The photo above has gone extremely viral over the last few days. Former No. 2 overall pick Jabari Parker’s knee showed that sports injuries sometimes do last a lifetime.

After years of injuries... Parker’s knee now tells the entire story of his career.

Parker entered the NBA in 2014 as one of the most hyped prospects in the entire draft. The Milwaukee Bucks selected him with the second overall pick and the expectation was simple... he was supposed to become a franchise star.

But just 25 games into his rookie season, everything changed.

In December of 2014, Parker tore the ACL in his left knee. His rookie season ended immediately.

Then a little over two years later... it happened again.

February 2017.

Same knee.

Another torn ACL.

Two ACL tears in the same joint before Parker even turned 22 years old. That’s the moment his career trajectory completely changed.

When most people hear “ACL tear”, they think of a ligament injury that eventually heals and everything goes back to normal.

But the reality is much more complicated than that.

When the ACL tears, doctors usually have to completely reconstruct the ligament using tissue from another part of the body. During surgery they often place screws into the bone to hold the new ligament in place while it heals.

Over time the knee recovers... but it rarely looks exactly the same again.

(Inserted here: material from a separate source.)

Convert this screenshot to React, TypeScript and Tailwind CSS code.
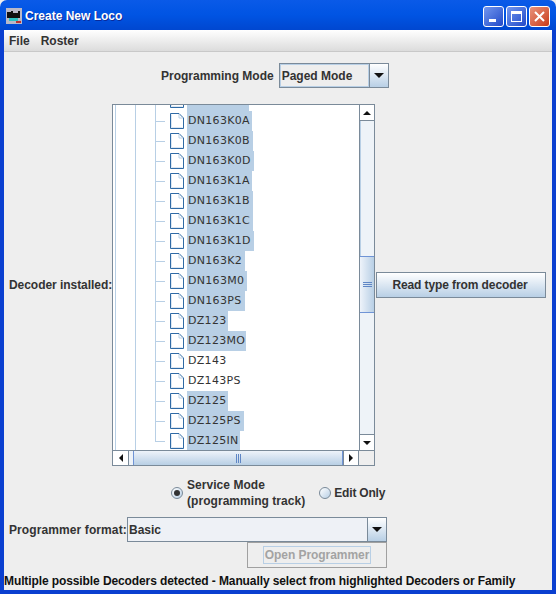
const ui = { fontFamily: '"Liberation Sans", Arial, sans-serif' };

const rows: [string, number][] = [
  ['DN163K0A', 65],
  ['DN163K0B', 66],
  ['DN163K0D', 67],
  ['DN163K1A', 65],
  ['DN163K1B', 66],
  ['DN163K1C', 66],
  ['DN163K1D', 67],
  ['DN163K2', 58],
  ['DN163M0', 60],
  ['DN163PS', 58],
  ['DZ123', 41],
  ['DZ123MO', 59],
  ['DZ143', 0],
  ['DZ143PS', 0],
  ['DZ125', 41],
  ['DZ125PS', 57],
  ['DZ125IN', 53],
];

function FileIcon() {
  return (
    <svg width="14" height="16" viewBox="0 0 14 16" className="shrink-0">
      <path d="M.5.5H9L13.5 5V15.5H.5Z" fill="#fff" stroke="#2f6aa5" />
      <path d="M9 1V5H13" fill="none" stroke="#b8cfe5" />
      <path d="M1.5 1.5V14.5H12.5" fill="none" stroke="#dce7f3" />
    </svg>
  );
}

function Arrow({ dir, big }: { dir: 'up' | 'down' | 'left' | 'right'; big?: boolean }) {
  if (big) {
    return (
      <svg width="10" height="5" viewBox="0 0 10 5">
        <path d="M0 0H10L5 5Z" fill="#111" />
      </svg>
    );
  }
  const d = { up: 'M0 4L4 0L8 4Z', down: 'M0 0H8L4 4Z', left: 'M4 0V8L0 4Z', right: 'M0 0V8L4 4Z' }[dir];
  const wide = dir === 'up' || dir === 'down';
  return (
    <svg width={wide ? 8 : 4} height={wide ? 4 : 8} viewBox={wide ? '0 0 8 4' : '0 0 4 8'}>
      <path d={d} fill="#111" />
    </svg>
  );
}

function TreeRow({ name, sel, last }: { name: string; sel: number; last?: boolean }) {
  return (
    <div className="h-5 flex items-center relative">
      <div className="absolute left-[42px] top-0 w-px bg-[#b8cfe5]" style={{ height: last ? 11 : 20 }} />
      <div className="absolute left-[42px] top-[10px] w-[10px] h-px bg-[#b8cfe5]" />
      <div className="ml-[57px]"><FileIcon /></div>
      <div className="relative ml-[3px] h-5 flex items-center">
        {sel > 0 && <div className="absolute left-0 top-0 h-5 bg-[#b8cfe5]" style={{ width: sel }} />}
        <span className="relative ml-[1px] text-[11px] text-[#333] tracking-[0.3px] font-['DejaVu_Sans',sans-serif]">
          {name}
        </span>
      </div>
    </div>
  );
}

function TitleButton({ kind }: { kind: 'min' | 'max' | 'close' }) {
  const bg = kind === 'close'
    ? 'bg-gradient-to-br from-[#e8917a] to-[#c8380f]'
    : 'bg-gradient-to-br from-[#7396ee] to-[#2348c8]';
  return (
    <div className={`w-[21px] h-[21px] rounded-[3px] border border-white ${bg} flex items-center justify-center`}>
      {kind === 'min' && <div className="w-[7px] h-[3px] bg-white mt-[8px] mr-[3px]" />}
      {kind === 'max' && <div className="w-[11px] h-[11px] border border-white border-t-[3px]" />}
      {kind === 'close' && (
        <svg width="11" height="11" viewBox="0 0 11 11">
          <path d="M1 1L10 10M10 1L1 10" stroke="#fff" strokeWidth="2" />
        </svg>
      )}
    </div>
  );
}

export default function App() {
  return (
    <div style={ui} className="w-[556px] h-[594px] relative overflow-hidden bg-[#eeeeee] text-[#333] flex flex-col">
      {/* title bar */}
      <div className="h-[30px] shrink-0 rounded-t-[7px] bg-gradient-to-b from-[#0a5ae8] via-[#0054e3] to-[#0047d0] flex items-center pt-[2px] pl-[6px] pr-[6px]">
        <svg width="16" height="16" viewBox="0 0 16 16" className="shrink-0">
          <rect width="16" height="16" fill="#b9b9c8" />
          <path d="M1 4H5V3H7V5H12V3H14V10H1Z" fill="#111" />
          <rect x="3" y="10" width="9" height="3" fill="#2cc4c4" />
          <rect x="10" y="13" width="5" height="2" fill="#b33" />
        </svg>
        <span className="ml-[3px] text-white font-bold text-[12px] [text-shadow:1px_1px_0_#0a2a9a]">Create New Loco</span>
        <div className="ml-auto flex gap-[2px]">
          <TitleButton kind="min" />
          <TitleButton kind="max" />
          <TitleButton kind="close" />
        </div>
      </div>

      <div className="flex-1 flex flex-col border-x-[4px] border-b-[4px] border-[#0a3fd0] min-h-0">
        {/* menu */}
        <div className="h-[22px] shrink-0 bg-gradient-to-b from-white to-[#dcdcdc] border-b border-[#c8c8c8] flex items-center pl-[5px] gap-[11px] text-[12px] font-bold">
          <span>File</span>
          <span>Roster</span>
        </div>

        <div className="flex-1 flex flex-col min-h-0">
          <div className="h-[25px] mt-[11px] shrink-0 flex items-center">
            <span className="ml-[157px] text-[12px] font-bold">Programming Mode</span>
            <div className="ml-[5px] w-[110px] h-[25px] border border-[#7a8a99] bg-[#eeeeee] flex">
              <div className="flex-1 flex items-center pl-[1px] text-[12px] font-bold border border-[#b8cfe5]">Paged Mode</div>
              <div className="w-[19px] border-l border-[#7a8a99] bg-gradient-to-b from-white to-[#b8cfe5] flex items-center justify-center"><Arrow dir="down" big /></div>
            </div>
          </div>

          {/* decoder row */}
          <div className="mt-[16px] flex items-center h-[362px] shrink-0">
            <span className="ml-[5px] w-[103px] shrink-0 text-[12px] font-bold whitespace-nowrap tracking-[-0.05px]">Decoder installed:</span>
            <div className="w-[263px] h-[362px] border border-[#7a8a99] bg-white flex flex-col shrink-0">
              <div className="flex flex-1 min-h-0">
                <div className="flex-1 relative overflow-hidden">
                  <div className="absolute left-[2px] top-0 bottom-0 w-px bg-[#b8cfe5]" />
                  <div className="absolute left-[22px] top-0 bottom-0 w-px bg-[#b8cfe5]" />
                  <div className="absolute left-[42px] top-0 h-[6px] w-px bg-[#b8cfe5]" />
                  <div className="absolute left-[57px] top-[-13px]"><FileIcon /></div>
                  <div className="absolute left-[74px] top-0 h-[6px] w-[62px] bg-[#b8cfe5]" />
                  <div className="mt-[6px]">
                    {rows.map(([n, s], i) => (
                      <TreeRow key={n} name={n} sel={s} last={i === rows.length - 1} />
                    ))}
                  </div>
                </div>
                <div className="w-[15px] border-l border-[#7a8a99] bg-[#eef3f8] flex flex-col shrink-0">
                  <div className="h-[16px] bg-white border-b border-[#7a8a99] flex items-center justify-center"><Arrow dir="up" /></div>
                  <div className="h-[135px] border-l border-[#b8cfe5]" />
                  <div className="h-[57px] border-y border-[#6f94d6] bg-gradient-to-r from-[#eef3fa] to-[#b8cfe5] flex flex-col items-center justify-center gap-px">
                    <div className="w-[9px] h-px bg-[#5f86c5]" />
                    <div className="w-[9px] h-px bg-[#5f86c5]" />
                    <div className="w-[9px] h-px bg-[#5f86c5]" />
                  </div>
                  <div className="flex-1" />
                  <div className="h-[16px] bg-white border-t border-[#7a8a99] flex items-center justify-center"><Arrow dir="down" /></div>
                </div>
              </div>
              <div className="h-[15px] shrink-0 border-t border-[#7a8a99] flex bg-[#eef3f8]">
                <div className="w-[16px] bg-white border-r border-[#7a8a99] flex items-center justify-center"><Arrow dir="left" /></div>
                <div className="w-[4px]" />
                <div className="w-[210px] border-x border-[#6f94d6] bg-gradient-to-b from-[#eef3fa] to-[#b8cfe5] flex items-center justify-center gap-px">
                  <div className="w-px h-[9px] bg-[#5f86c5]" />
                  <div className="w-px h-[9px] bg-[#5f86c5]" />
                  <div className="w-px h-[9px] bg-[#5f86c5]" />
                </div>
                <div className="w-[16px] bg-white border-x border-[#7a8a99] flex items-center justify-center"><Arrow dir="right" /></div>
                <div className="flex-1 bg-[#eeeeee]" />
              </div>
            </div>
            <button className="ml-[1px] w-[170px] h-[26px] border border-[#7a8a99] bg-gradient-to-b from-white to-[#b8cfe5] pr-[2px] text-[12px] font-bold text-[#333] tracking-[-0.1px]">
              Read type from decoder
            </button>
          </div>

          {/* radios */}
          <div className="mt-[11px] h-[32px] shrink-0 flex items-center">
            <div className="ml-[167px] w-[12px] h-[12px] rounded-full border border-[#7a8a99] bg-gradient-to-br from-white to-[#b8cfe5] flex items-center justify-center">
              <div className="w-[6px] h-[6px] rounded-full bg-[#333]" />
            </div>
            <div className="ml-[4px] text-[12px] font-bold leading-[16px] tracking-[0.05px]">Service Mode<br />(programming track)</div>
            <div className="ml-[14px] w-[12px] h-[12px] rounded-full border border-[#7a8a99] bg-gradient-to-br from-white to-[#b8cfe5]" />
            <span className="ml-[3px] text-[12px] font-bold tracking-[-0.2px]">Edit Only</span>
          </div>

          {/* format */}
          <div className="mt-[8px] h-[25px] shrink-0 flex items-center">
            <span className="ml-[5px] w-[118px] text-[12px] font-bold whitespace-nowrap tracking-[0.1px]">Programmer format:</span>
            <div className="w-[260px] h-[25px] border border-[#7a8a99] bg-[#eef1f6] flex">
              <div className="flex-1 flex items-center pl-[1px] text-[12px] font-bold">Basic</div>
              <div className="w-[19px] border-l border-[#7a8a99] bg-gradient-to-b from-white to-[#b8cfe5] flex items-center justify-center"><Arrow dir="down" big /></div>
            </div>
          </div>
          <button className="ml-[243px] w-[140px] h-[26px] border border-[#a0a0a0] flex items-center justify-center shrink-0">
            <span className="border border-[#b8cfe5] text-[12px] font-bold text-[#a3a3a3] px-px leading-[16px] tracking-[-0.05px]">Open Programmer</span>
          </button>
          <div className="mt-[6px] text-[12px] font-bold text-[#111] whitespace-nowrap leading-[14px] tracking-[-0.1px]">
            Multiple possible Decoders detected - Manually select from highlighted Decoders or Family
          </div>
        </div>
      </div>
    </div>
  );
}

Multiple surgeries can leave thick scar tissue around the joint. Months of rehab can also change how the muscles in the leg develop over time.

That’s why Parker’s knee today looks so different from what you would normally see on a professional athlete.

It’s essentially a physical record of years of surgeries, rehab, and trauma to the joint.

Recovering from one ACL tear is already one of the toughest injuries in sports.

Recovering from two in the same knee is incredibly rare at the highest level of basketball.

Players have to rebuild almost everything... strength, explosiveness, stability, and maybe most importantly, confidence in the knee again.

Even after all that, many athletes say the joint never truly feels the same.

Yet Parker still managed to continue playing professional basketball after both injuries.

Today he plays overseas with Joventut Badalona in Spain. His NBA career never quite reached the superstar level many expected when he was drafted.

But the fact that he’s still playing high-level basketball after everything his knee has been through is impressive on its own.